机には黒板に見立ててA4の紙を横にして置き、そこに板書しながら法話をすすめていきます。終わったら、聞いていた相方がその法話の講評をします。講評といってもシートに記載されたポイントに沿って確認していく作業なので、誰でもできます。

・法話の態度について。(上から目線ではないか、言葉遣いは適切か)

・発声について。(早口でないか、はっきり話しているか、聞き取りにくくなかったか)

・板書について。(後から見て内容が分かるように要点を書けているか、伝わる板書になっているか)

・法話の内容について。(伝えたいことは明確か、親鸞聖人の言葉が入っているか、自分が抜けてただの説明になってないか)

これにより、2人が初心者とベテランというコンビだとしても、率直に感想を伝え合い学び合うことができるのです。

 

講評が終わったら交代して、今度は相方が20分の法話、そして講評。ここまでで約1時間になり、これを1セットとし、コンビを変えて2セット行いました。2時間も話す・聞くことに集中しますと、どっと疲れます。けれども心地よい疲労感でもあります。

Ⅱ実践編写真

実習が終わったら、法話実演の時間です。参加者の中から2名が講師に指名され、全員の前でやはり20分の法話をします。終了後、講師から講評をいただき、全員で「こうすればもっと良くなる」点を共有しました。

 

 

実践編を終えて、参加者からは「講評してもらえるので自分の法話の問題点・改善点がよくわかった」「1対1なので、いきなり大勢の前で法話するのと比べればハードルが低かった」「始める前は緊張で帰りたかったが、実際にやってみるととても勉強になった」などの感想を聞くことができました。

 

私も参加しましたが、実践編が始まるまでは憂鬱で仕方ありませんでした。普段は、法話はすれども、感想を聞いたり講評をしてもらうことはほとんどありません。どうなってしまうのか…何を言われるのか…
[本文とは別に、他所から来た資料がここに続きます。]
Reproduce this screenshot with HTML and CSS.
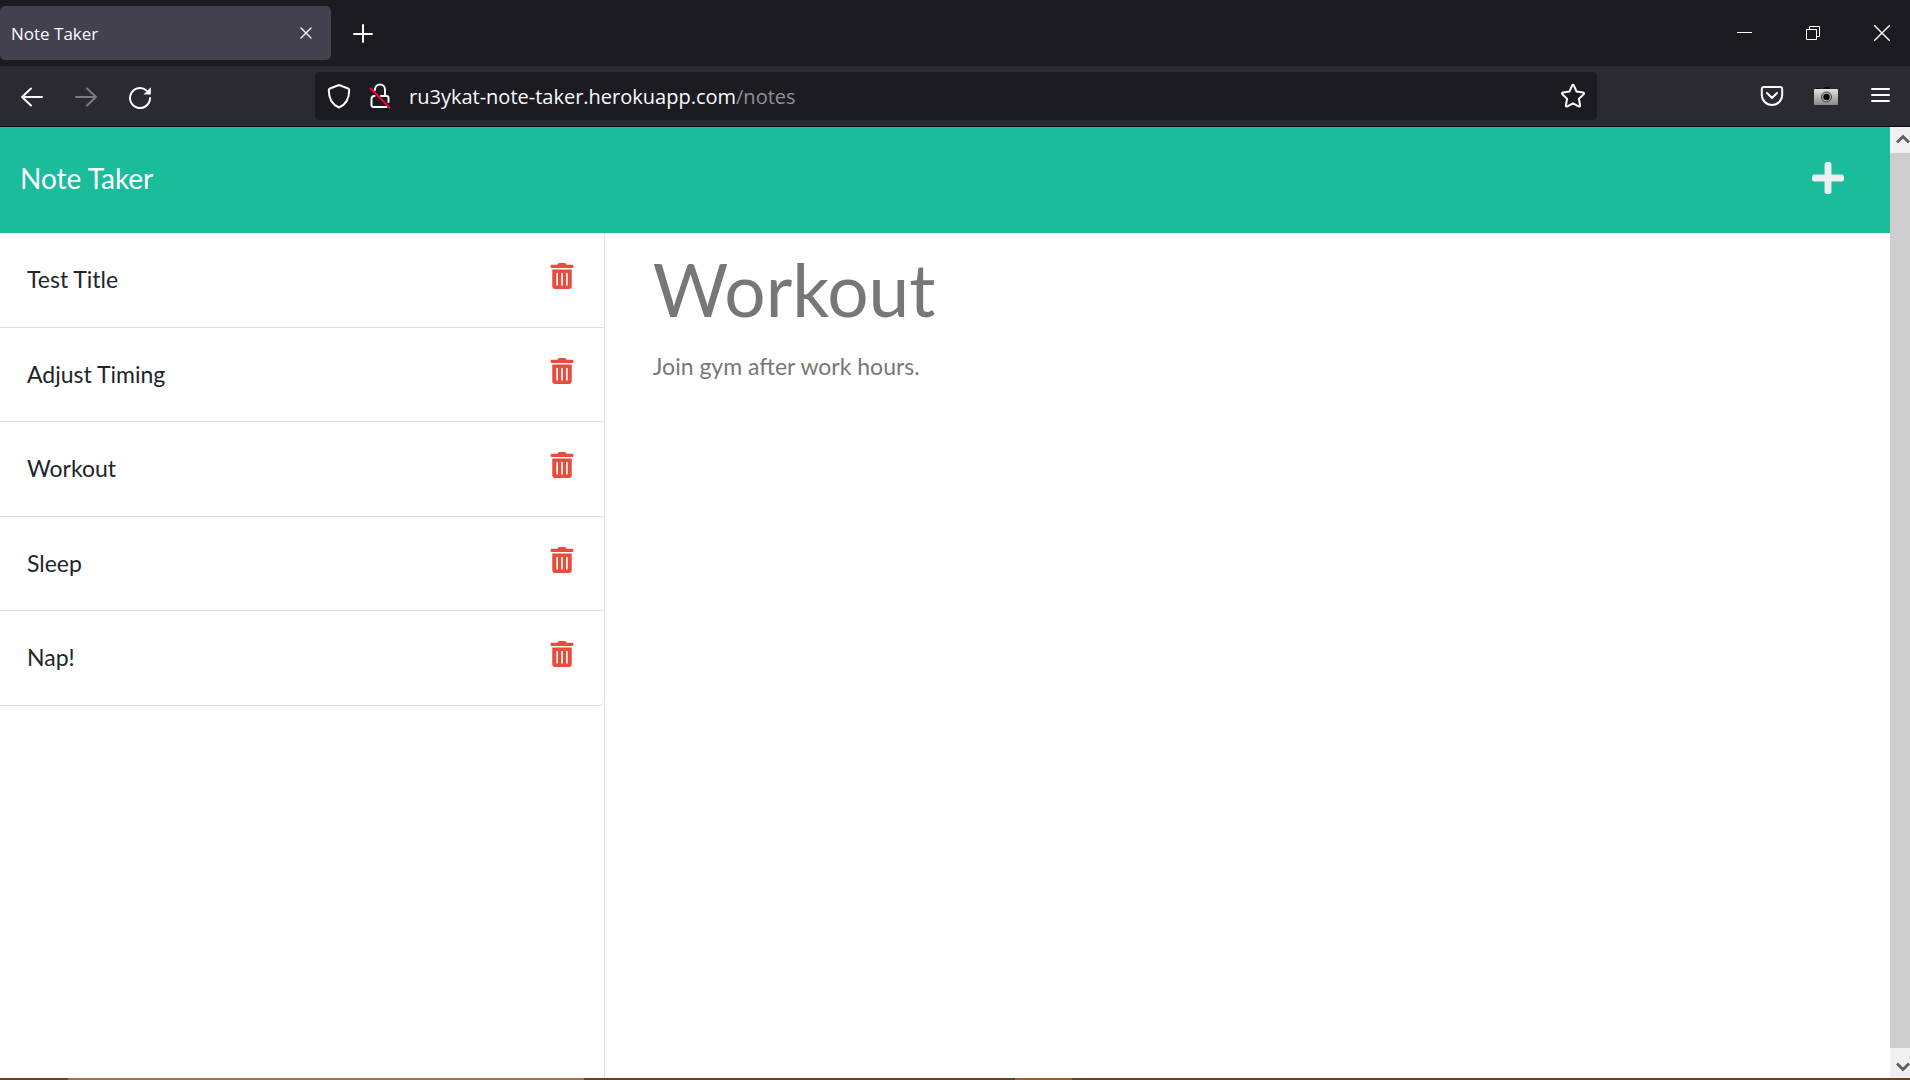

でも、始まってみるとお互いに懸命に取り組む真剣な時間に、あっというまに没頭していきます。そして批判されるのではなく、前向きな「こうすればもっと良くなる」指摘をいただいたので、自分が良く分かっていない点はどこか、意識すべきことは何か、が見えてきました。これは独学ではなかなか得られないことと思います。

 

この研修は2019年度においても、寺族研修小委員会の目玉事業として計画されています。1~2度開催したからといっても、すぐに効果が出るわけではないでしょう。地道な歩みだけれども、この新しい取り組みによって教区僧侶の皆さんの法話力が向上し、また自信をつけていくことにつながっていくものと思います。